7月に沖縄・奄美の世界自然遺産への登録が決まって思ったのですが…。ノグチゲラは沖縄県の県鳥でありながら、意外とその特徴などが一般に知られていませんよね。あらためてノグチゲラについて教えてください。
(那覇市 くもじのくもじいさん)
言われてみれば、調査員もノグチゲラについてあまり知らないことに気付きました。
というわけで調査員は、1999年から環境省ノグチゲラ保護増殖事業の標識個体追跡調査に携わっている渡久地豊さんのもとへ。一問一答形式で質問にお答えいただきました。
嘴 (くちばし)で土を掘る!?
ノグチゲラは国の特別天然記念物なんですよね?
「はい。ノグチゲラは世界でも沖縄本島のヤンバルの森にしかいないことから、郷土を代表する鳥として、72年に『沖縄県の県鳥』に選定されました。

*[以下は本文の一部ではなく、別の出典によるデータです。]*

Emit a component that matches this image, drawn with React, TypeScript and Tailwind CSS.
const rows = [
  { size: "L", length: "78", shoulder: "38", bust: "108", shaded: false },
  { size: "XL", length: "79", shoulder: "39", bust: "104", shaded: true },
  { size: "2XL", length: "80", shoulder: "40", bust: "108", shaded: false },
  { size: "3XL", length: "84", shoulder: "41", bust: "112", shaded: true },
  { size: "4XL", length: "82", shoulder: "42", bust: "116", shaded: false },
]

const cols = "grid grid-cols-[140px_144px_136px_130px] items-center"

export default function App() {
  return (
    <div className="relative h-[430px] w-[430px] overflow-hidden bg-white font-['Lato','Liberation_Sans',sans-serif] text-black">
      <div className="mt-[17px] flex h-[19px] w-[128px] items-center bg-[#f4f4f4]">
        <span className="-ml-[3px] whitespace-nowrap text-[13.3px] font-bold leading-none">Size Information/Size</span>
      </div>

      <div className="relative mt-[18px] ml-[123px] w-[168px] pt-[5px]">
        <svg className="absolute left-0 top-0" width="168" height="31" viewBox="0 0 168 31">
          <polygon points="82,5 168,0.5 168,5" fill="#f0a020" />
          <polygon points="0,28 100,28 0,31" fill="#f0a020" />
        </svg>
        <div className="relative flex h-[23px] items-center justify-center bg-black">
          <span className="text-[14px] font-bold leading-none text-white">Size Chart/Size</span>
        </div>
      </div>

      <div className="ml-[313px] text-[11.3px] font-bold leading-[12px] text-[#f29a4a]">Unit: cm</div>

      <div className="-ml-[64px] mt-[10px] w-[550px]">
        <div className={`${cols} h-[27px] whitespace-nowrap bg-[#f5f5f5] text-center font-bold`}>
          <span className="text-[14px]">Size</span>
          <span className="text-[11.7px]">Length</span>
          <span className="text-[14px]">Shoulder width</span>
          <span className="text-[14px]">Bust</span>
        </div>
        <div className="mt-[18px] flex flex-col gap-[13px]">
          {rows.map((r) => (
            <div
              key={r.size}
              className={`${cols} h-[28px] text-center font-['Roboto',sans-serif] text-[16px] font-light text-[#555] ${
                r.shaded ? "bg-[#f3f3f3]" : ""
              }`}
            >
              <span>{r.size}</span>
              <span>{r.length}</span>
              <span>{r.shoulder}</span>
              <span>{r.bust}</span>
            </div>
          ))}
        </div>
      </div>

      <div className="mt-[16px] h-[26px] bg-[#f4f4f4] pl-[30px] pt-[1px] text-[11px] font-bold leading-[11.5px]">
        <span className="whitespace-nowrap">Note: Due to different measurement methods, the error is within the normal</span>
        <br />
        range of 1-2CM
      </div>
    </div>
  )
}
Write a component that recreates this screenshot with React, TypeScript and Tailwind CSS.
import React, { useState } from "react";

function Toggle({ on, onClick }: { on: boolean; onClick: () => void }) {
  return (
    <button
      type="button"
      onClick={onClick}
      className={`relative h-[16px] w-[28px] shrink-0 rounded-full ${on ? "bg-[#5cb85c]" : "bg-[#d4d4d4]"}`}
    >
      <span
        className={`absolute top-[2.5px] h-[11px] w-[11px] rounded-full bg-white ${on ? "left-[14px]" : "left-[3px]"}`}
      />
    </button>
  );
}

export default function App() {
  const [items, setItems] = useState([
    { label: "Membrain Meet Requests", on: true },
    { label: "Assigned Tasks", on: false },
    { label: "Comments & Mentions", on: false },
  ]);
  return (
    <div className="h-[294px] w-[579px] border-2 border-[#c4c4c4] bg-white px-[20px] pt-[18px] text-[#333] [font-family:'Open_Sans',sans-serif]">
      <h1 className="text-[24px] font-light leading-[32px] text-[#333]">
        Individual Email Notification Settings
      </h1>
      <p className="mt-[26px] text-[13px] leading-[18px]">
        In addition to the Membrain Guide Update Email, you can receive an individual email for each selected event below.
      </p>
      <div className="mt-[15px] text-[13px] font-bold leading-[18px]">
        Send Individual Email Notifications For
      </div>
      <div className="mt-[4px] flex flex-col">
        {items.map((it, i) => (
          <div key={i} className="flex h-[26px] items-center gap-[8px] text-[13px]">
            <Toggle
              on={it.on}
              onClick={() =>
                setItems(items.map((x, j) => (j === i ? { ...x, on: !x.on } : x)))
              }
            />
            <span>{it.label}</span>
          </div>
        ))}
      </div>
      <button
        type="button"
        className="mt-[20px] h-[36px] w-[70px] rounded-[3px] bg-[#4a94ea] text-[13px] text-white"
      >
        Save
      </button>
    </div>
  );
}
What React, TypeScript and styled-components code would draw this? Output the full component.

77年には、希少な鳥として『国の特別天然記念物』に指定されました」
名前の由来は?
「1886年、英国人のジェームズ・プライヤーさんに同行し、8月に一羽のキツツキの幼鳥を採集した日本人のノグチさんが和名の由来になっているようす」。ちなみに「ゲラ」とはキツツキを表します。
外見の特徴は?
「全長は約30センチで、オスとメスはほぼ同じ大きさです。体重は約140㌘。体の色は暗褐色ですが、頭頂が赤い色をしているのがオスで、黒っぽい色をしているのがメスです。ヒナはオスもメスも頭が赤い色をしています。翼にはいくつもの白い斑点があります」
生態を教えてください。
「一夫一妻で一度つがいが形成されると、パートナーが死ぬまでつがいは継続します。同じパートナーと毎年1回だけ繁殖します。巣は、おもにイタジイなどの幹に穴を掘ります。産卵数は2~5個。卵は白色。孵化(ふか)まで約12日。ヒナは約30日で巣立ちします。寿命は10年以上あることが分かっています」
夫婦の絆がとても固いのですね! ヒナのエサには何を与えているのですか?
「ヒナに甲虫類の幼虫やクモ類、ムカデ、キセルガイ、タブノキの実、ヤマモモの実などを与えます。特にオスはセミの幼虫や地上性のクモを、地面におりて嘴(くちばし)で土を掘って捕らえ幼鳥に与えます。オスのこの行動は他のキツツキ類ではみられない独特な採餌行動です」
知ることが保護への一歩
ノグチゲラはなぜ生息域が限られているのですか?
「キツツキ類は森林に生息する鳥類。ノグチゲラが繁殖し持続可能な森林は樹齢が50年以上の森林です。森林の伐採やその他の開発行為が生息域を減少させてきました。マングースの侵入もノグチゲラにとっては大きな脅威です」
ノグチゲラは現在、何羽ぐらい生息していますか?
「以前は100羽程度とされていましたが、90年代の詳細な調査結果では、400羽程度と推定されました。現在、2010年代の調査結果から個体数推定の論文化に取り組んでいます。最新の個体数推定については来年発表される見通しです」
保護のために私たちにできることは?
「第一歩はノグチゲラを知ることです。渡りをしないノグチゲラは沖縄島の森林で脈々とその命をつないで、世界でここにしかいない希少なキツツキへと進化していったのです。この島でノグチゲラと共に生きていることを皆さんが実感することが保護につながるのではないでしょうか」
* * *
最後に、観察について聞いてみると…。「木陰に隠れるためじっくり見るのは難しいながらも、早朝に林道を散策すると出合う機会が多いかもしれない」とのこと。デイゴの花の蜜を飲む習性もあり、4月~5月が最も観察しやすい時期だそう。爽やかな朝の林道で、ノグチゲラに出合えたらいいですね。